═══ Data segment ═══

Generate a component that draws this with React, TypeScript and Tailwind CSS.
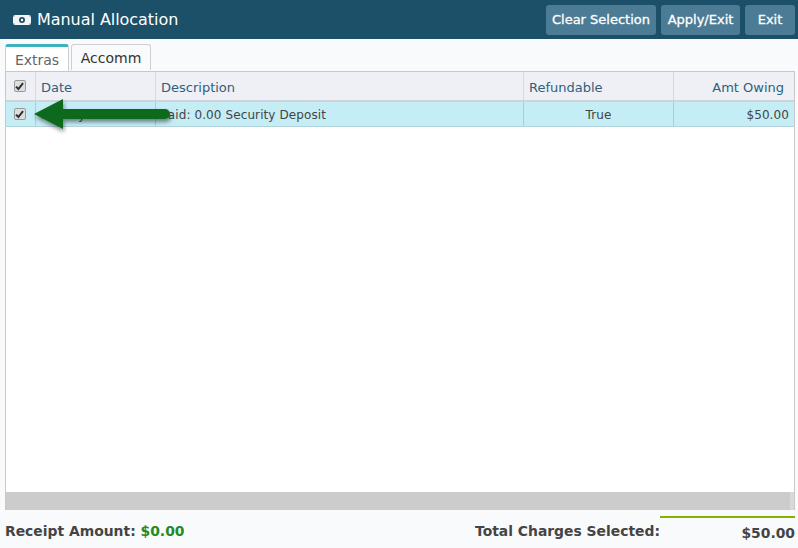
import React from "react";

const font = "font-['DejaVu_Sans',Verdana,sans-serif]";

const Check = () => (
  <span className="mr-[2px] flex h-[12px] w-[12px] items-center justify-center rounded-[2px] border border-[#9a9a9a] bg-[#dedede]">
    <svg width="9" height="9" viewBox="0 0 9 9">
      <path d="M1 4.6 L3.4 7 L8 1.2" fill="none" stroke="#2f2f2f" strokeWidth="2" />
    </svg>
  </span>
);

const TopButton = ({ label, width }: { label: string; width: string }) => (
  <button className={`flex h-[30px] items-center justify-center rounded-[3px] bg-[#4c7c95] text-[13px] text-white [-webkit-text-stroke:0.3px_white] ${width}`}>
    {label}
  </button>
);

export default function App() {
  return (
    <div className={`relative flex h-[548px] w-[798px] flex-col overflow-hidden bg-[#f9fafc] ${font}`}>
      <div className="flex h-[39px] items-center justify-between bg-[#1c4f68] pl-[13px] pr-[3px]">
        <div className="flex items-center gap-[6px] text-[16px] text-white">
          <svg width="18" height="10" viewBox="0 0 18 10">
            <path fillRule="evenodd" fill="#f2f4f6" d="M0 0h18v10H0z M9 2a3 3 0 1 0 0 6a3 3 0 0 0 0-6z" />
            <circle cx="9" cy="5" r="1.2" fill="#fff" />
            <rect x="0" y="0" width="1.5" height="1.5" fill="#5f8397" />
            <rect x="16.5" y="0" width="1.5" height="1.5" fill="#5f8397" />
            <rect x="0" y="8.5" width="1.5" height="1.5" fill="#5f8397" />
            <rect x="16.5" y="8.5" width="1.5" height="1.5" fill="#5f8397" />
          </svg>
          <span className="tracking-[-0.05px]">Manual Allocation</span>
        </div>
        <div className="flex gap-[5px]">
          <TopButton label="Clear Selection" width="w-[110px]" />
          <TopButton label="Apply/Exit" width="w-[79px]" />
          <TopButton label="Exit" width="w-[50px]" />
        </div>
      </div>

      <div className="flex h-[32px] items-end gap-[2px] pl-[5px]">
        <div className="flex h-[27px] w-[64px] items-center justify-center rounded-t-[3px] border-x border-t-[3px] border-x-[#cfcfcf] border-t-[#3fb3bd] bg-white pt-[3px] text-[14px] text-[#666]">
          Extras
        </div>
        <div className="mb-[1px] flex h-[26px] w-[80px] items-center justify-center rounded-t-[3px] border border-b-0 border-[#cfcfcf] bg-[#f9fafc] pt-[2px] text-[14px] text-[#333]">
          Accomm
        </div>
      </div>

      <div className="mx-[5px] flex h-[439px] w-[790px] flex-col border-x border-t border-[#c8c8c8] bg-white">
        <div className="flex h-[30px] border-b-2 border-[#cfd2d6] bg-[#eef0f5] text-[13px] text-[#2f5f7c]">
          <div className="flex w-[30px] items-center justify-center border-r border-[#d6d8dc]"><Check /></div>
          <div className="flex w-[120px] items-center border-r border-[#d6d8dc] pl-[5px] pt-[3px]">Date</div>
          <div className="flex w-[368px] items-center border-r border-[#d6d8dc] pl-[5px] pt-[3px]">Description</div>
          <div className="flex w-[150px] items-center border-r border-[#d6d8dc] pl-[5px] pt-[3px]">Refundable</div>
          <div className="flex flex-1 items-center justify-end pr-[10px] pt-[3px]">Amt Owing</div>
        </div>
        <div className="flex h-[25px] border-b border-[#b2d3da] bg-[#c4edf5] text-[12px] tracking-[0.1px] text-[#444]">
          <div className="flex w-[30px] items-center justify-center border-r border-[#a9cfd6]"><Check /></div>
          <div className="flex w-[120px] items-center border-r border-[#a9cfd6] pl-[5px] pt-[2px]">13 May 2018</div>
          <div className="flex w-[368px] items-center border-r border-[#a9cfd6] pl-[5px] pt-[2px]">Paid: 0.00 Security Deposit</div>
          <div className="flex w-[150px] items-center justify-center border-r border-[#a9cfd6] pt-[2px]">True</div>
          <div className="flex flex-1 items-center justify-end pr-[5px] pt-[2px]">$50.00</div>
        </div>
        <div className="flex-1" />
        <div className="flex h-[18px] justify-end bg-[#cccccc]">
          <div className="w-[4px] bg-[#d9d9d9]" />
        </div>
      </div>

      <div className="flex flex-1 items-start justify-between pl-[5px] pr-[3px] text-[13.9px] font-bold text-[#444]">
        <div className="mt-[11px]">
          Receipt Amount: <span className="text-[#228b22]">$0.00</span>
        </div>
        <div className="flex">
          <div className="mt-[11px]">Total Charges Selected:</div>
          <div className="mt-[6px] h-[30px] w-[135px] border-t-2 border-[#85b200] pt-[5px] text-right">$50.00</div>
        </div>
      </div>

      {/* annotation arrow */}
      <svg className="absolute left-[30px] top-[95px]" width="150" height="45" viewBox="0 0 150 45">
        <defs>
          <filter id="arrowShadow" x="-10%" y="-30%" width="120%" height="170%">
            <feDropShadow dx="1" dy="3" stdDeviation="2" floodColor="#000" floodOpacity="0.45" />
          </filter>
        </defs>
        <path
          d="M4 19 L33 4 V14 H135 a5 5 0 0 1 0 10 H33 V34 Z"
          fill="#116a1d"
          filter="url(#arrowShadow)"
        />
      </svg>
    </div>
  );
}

═══

**What you will do:**
Without the pictures, write out all of the material exactly.

**Reply to the task:**
Generate a component that draws this with React, TypeScript and Tailwind CSS.
import React from "react";

const font = "font-['DejaVu_Sans',Verdana,sans-serif]";

const Check = () => (
  <span className="mr-[2px] flex h-[12px] w-[12px] items-center justify-center rounded-[2px] border border-[#9a9a9a] bg-[#dedede]">
    <svg width="9" height="9" viewBox="0 0 9 9">
      <path d="M1 4.6 L3.4 7 L8 1.2" fill="none" stroke="#2f2f2f" strokeWidth="2" />
    </svg>
  </span>
);

const TopButton = ({ label, width }: { label: string; width: string }) => (
  <button className={`flex h-[30px] items-center justify-center rounded-[3px] bg-[#4c7c95] text-[13px] text-white [-webkit-text-stroke:0.3px_white] ${width}`}>
    {label}
  </button>
);

export default function App() {
  return (
    <div className={`relative flex h-[548px] w-[798px] flex-col overflow-hidden bg-[#f9fafc] ${font}`}>
      <div className="flex h-[39px] items-center justify-between bg-[#1c4f68] pl-[13px] pr-[3px]">
        <div className="flex items-center gap-[6px] text-[16px] text-white">
          <svg width="18" height="10" viewBox="0 0 18 10">
            <path fillRule="evenodd" fill="#f2f4f6" d="M0 0h18v10H0z M9 2a3 3 0 1 0 0 6a3 3 0 0 0 0-6z" />
            <circle cx="9" cy="5" r="1.2" fill="#fff" />
            <rect x="0" y="0" width="1.5" height="1.5" fill="#5f8397" />
            <rect x="16.5" y="0" width="1.5" height="1.5" fill="#5f8397" />
            <rect x="0" y="8.5" width="1.5" height="1.5" fill="#5f8397" />
            <rect x="16.5" y="8.5" width="1.5" height="1.5" fill="#5f8397" />
          </svg>
          <span className="tracking-[-0.05px]">Manual Allocation</span>
        </div>
        <div className="flex gap-[5px]">
          <TopButton label="Clear Selection" width="w-[110px]" />
          <TopButton label="Apply/Exit" width="w-[79px]" />
          <TopButton label="Exit" width="w-[50px]" />
        </div>
      </div>

      <div className="flex h-[32px] items-end gap-[2px] pl-[5px]">
        <div className="flex h-[27px] w-[64px] items-center justify-center rounded-t-[3px] border-x border-t-[3px] border-x-[#cfcfcf] border-t-[#3fb3bd] bg-white pt-[3px] text-[14px] text-[#666]">
          Extras
        </div>
        <div className="mb-[1px] flex h-[26px] w-[80px] items-center justify-center rounded-t-[3px] border border-b-0 border-[#cfcfcf] bg-[#f9fafc] pt-[2px] text-[14px] text-[#333]">
          Accomm
        </div>
      </div>

      <div className="mx-[5px] flex h-[439px] w-[790px] flex-col border-x border-t border-[#c8c8c8] bg-white">
        <div className="flex h-[30px] border-b-2 border-[#cfd2d6] bg-[#eef0f5] text-[13px] text-[#2f5f7c]">
          <div className="flex w-[30px] items-center justify-center border-r border-[#d6d8dc]"><Check /></div>
          <div className="flex w-[120px] items-center border-r border-[#d6d8dc] pl-[5px] pt-[3px]">Date</div>
          <div className="flex w-[368px] items-center border-r border-[#d6d8dc] pl-[5px] pt-[3px]">Description</div>
          <div className="flex w-[150px] items-center border-r border-[#d6d8dc] pl-[5px] pt-[3px]">Refundable</div>
          <div className="flex flex-1 items-center justify-end pr-[10px] pt-[3px]">Amt Owing</div>
        </div>
        <div className="flex h-[25px] border-b border-[#b2d3da] bg-[#c4edf5] text-[12px] tracking-[0.1px] text-[#444]">
          <div className="flex w-[30px] items-center justify-center border-r border-[#a9cfd6]"><Check /></div>
          <div className="flex w-[120px] items-center border-r border-[#a9cfd6] pl-[5px] pt-[2px]">13 May 2018</div>
          <div className="flex w-[368px] items-center border-r border-[#a9cfd6] pl-[5px] pt-[2px]">Paid: 0.00 Security Deposit</div>
          <div className="flex w-[150px] items-center justify-center border-r border-[#a9cfd6] pt-[2px]">True</div>
          <div className="flex flex-1 items-center justify-end pr-[5px] pt-[2px]">$50.00</div>
        </div>
        <div className="flex-1" />
        <div className="flex h-[18px] justify-end bg-[#cccccc]">
          <div className="w-[4px] bg-[#d9d9d9]" />
        </div>
      </div>

      <div className="flex flex-1 items-start justify-between pl-[5px] pr-[3px] text-[13.9px] font-bold text-[#444]">
        <div className="mt-[11px]">
          Receipt Amount: <span className="text-[#228b22]">$0.00</span>
        </div>
        <div className="flex">
          <div className="mt-[11px]">Total Charges Selected:</div>
          <div className="mt-[6px] h-[30px] w-[135px] border-t-2 border-[#85b200] pt-[5px] text-right">$50.00</div>
        </div>
      </div>

      {/* annotation arrow */}
      <svg className="absolute left-[30px] top-[95px]" width="150" height="45" viewBox="0 0 150 45">
        <defs>
          <filter id="arrowShadow" x="-10%" y="-30%" width="120%" height="170%">
            <feDropShadow dx="1" dy="3" stdDeviation="2" floodColor="#000" floodOpacity="0.45" />
          </filter>
        </defs>
        <path
          d="M4 19 L33 4 V14 H135 a5 5 0 0 1 0 10 H33 V34 Z"
          fill="#116a1d"
          filter="url(#arrowShadow)"
        />
      </svg>
    </div>
  );
}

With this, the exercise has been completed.